Exercise details: List each line in which the string "component" appears.

Exercise data:

================

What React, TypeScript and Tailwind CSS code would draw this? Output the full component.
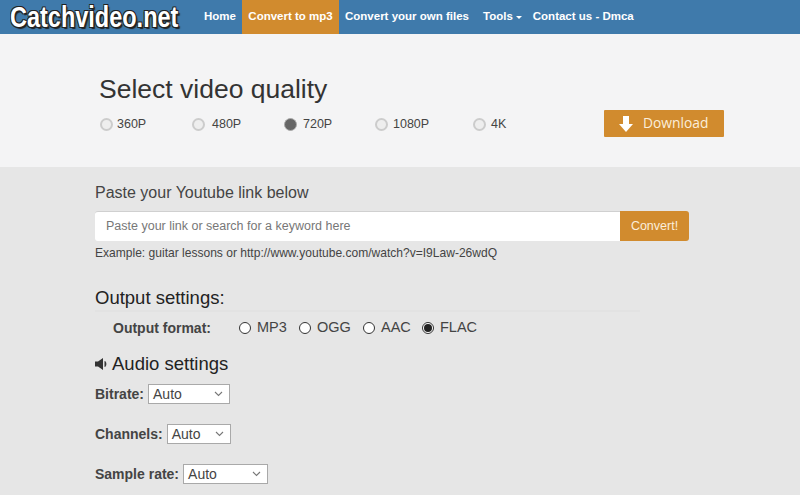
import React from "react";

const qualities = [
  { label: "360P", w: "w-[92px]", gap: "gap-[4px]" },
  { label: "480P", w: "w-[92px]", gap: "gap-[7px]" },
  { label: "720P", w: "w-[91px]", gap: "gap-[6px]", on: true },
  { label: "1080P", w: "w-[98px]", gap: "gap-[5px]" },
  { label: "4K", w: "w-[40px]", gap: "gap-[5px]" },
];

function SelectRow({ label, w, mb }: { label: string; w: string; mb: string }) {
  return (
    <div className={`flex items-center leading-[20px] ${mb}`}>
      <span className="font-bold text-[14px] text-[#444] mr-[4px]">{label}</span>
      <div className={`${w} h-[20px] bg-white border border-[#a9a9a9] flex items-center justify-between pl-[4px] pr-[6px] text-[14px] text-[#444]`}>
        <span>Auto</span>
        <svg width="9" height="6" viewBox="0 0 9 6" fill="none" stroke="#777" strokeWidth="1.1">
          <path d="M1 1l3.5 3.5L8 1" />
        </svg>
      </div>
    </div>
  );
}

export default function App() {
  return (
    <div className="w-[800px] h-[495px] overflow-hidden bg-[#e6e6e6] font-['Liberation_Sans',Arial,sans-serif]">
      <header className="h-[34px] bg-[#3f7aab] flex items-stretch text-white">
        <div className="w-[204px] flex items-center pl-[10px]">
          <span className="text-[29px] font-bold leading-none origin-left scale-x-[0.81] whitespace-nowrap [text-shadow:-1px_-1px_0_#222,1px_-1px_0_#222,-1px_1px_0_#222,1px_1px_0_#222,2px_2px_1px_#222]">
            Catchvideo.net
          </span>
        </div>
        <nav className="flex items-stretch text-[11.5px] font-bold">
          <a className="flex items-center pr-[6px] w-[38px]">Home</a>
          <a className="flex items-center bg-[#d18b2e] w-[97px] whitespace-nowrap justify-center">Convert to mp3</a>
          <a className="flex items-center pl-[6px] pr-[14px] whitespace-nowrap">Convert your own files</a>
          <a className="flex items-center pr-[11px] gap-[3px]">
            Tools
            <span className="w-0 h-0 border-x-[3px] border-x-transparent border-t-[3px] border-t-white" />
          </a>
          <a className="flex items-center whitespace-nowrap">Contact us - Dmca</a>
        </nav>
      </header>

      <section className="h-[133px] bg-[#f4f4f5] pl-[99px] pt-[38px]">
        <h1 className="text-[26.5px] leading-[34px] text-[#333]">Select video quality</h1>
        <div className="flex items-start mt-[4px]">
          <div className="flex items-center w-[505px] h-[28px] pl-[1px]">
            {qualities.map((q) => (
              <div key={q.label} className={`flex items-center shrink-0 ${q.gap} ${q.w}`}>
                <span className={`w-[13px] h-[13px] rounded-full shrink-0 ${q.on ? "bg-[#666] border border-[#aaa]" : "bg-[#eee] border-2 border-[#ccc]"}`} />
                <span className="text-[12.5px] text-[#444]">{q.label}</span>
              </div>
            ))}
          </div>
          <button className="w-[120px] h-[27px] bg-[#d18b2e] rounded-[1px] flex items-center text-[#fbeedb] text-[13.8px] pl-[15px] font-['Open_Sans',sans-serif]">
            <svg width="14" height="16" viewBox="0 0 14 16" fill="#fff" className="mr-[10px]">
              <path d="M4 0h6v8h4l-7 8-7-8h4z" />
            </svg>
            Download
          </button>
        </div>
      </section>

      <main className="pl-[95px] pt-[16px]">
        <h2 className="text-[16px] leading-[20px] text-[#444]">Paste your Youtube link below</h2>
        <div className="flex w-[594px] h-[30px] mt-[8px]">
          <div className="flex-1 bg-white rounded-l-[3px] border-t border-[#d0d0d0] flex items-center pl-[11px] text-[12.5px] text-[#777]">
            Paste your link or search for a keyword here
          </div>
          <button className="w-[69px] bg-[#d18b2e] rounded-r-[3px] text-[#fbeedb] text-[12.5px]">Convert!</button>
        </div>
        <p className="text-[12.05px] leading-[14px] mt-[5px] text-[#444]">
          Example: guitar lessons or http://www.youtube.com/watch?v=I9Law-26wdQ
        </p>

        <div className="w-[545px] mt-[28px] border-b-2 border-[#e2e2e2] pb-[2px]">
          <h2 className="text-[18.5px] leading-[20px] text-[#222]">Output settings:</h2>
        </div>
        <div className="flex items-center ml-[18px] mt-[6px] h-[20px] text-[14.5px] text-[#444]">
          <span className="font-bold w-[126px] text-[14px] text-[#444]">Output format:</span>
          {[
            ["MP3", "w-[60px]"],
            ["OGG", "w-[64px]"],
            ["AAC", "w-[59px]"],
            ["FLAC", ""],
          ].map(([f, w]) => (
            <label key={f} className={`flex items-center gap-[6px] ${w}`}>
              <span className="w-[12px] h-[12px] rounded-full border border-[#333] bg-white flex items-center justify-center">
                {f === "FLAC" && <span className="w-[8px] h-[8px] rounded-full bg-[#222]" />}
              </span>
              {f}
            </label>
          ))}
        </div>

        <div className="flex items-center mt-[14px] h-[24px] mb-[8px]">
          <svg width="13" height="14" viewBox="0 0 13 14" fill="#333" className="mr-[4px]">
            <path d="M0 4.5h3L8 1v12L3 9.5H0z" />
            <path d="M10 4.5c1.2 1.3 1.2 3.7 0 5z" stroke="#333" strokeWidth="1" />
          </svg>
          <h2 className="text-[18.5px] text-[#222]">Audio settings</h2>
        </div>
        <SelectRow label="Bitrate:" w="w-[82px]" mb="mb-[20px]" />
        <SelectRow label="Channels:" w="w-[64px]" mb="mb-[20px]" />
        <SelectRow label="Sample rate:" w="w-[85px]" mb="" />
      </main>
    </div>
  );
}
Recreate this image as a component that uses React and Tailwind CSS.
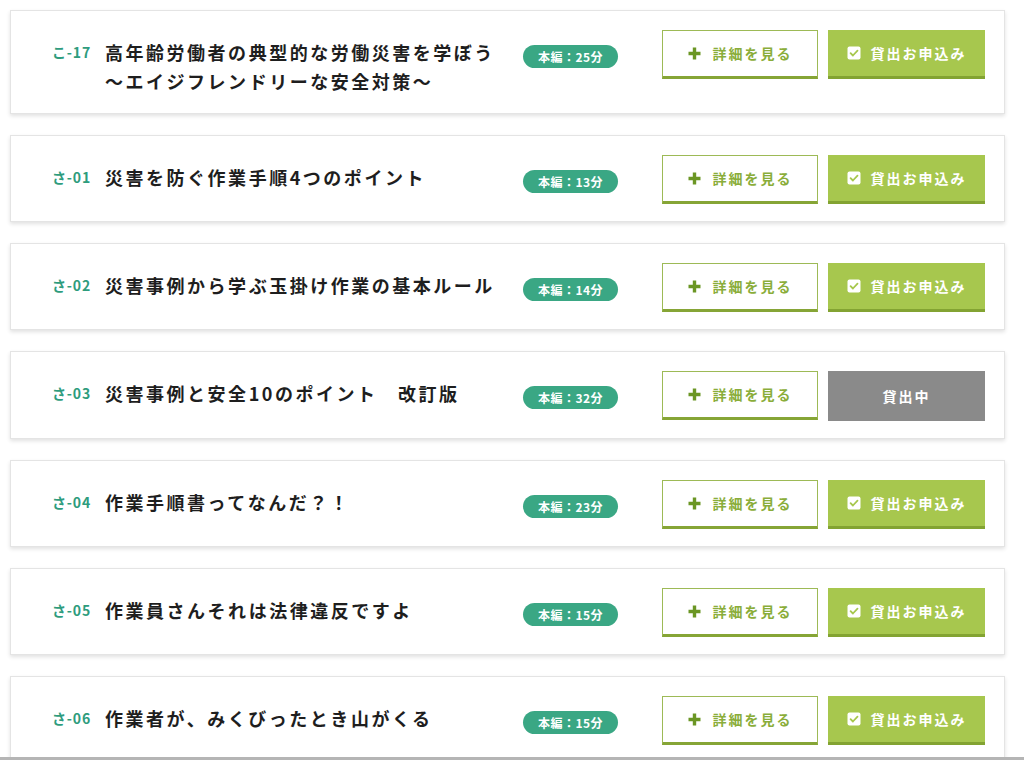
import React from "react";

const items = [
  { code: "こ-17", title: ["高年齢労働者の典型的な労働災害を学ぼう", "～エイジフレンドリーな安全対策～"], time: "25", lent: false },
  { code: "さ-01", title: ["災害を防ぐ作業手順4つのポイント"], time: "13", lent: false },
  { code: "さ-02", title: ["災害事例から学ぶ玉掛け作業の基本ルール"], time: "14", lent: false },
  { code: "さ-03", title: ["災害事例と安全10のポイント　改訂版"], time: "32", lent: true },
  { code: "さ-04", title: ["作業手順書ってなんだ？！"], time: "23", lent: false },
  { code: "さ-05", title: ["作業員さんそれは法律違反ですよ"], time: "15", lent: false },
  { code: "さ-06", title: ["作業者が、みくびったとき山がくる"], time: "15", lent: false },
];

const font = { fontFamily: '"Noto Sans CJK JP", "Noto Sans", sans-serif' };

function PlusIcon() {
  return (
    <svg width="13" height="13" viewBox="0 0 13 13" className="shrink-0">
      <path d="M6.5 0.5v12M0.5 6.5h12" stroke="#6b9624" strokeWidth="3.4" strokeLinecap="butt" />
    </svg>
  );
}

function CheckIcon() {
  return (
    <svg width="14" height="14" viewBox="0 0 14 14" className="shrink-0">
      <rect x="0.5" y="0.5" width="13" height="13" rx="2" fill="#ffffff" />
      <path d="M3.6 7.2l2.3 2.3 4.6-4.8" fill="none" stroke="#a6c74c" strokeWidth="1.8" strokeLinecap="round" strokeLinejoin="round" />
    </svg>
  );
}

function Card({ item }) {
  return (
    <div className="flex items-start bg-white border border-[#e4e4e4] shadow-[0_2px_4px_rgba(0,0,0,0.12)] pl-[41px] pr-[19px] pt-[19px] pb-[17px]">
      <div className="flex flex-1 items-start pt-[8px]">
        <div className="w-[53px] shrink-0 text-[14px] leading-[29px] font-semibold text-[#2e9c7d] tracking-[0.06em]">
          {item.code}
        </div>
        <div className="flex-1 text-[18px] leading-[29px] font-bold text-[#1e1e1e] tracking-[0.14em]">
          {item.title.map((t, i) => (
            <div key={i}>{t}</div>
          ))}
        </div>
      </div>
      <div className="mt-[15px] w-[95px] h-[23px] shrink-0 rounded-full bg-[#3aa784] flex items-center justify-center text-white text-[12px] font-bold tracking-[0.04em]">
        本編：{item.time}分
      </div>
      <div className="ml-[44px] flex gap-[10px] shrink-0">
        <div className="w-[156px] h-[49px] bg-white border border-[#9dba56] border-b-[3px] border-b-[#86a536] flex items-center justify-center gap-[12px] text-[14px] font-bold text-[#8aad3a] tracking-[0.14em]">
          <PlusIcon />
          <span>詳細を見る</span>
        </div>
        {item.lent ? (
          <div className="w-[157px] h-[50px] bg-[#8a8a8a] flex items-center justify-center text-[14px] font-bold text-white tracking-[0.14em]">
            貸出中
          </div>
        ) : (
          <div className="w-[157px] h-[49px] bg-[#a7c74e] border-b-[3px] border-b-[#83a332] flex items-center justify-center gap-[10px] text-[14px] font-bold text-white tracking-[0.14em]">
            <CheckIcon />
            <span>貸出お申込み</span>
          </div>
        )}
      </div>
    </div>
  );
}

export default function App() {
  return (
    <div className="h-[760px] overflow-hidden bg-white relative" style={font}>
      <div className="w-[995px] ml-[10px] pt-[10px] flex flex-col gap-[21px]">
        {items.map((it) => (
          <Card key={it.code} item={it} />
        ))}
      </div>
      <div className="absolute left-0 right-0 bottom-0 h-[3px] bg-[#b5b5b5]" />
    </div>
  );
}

================

Answer for the task:
What React, TypeScript and Tailwind CSS code would draw this? Output the full component.
Recreate this image as a component that uses React and Tailwind CSS.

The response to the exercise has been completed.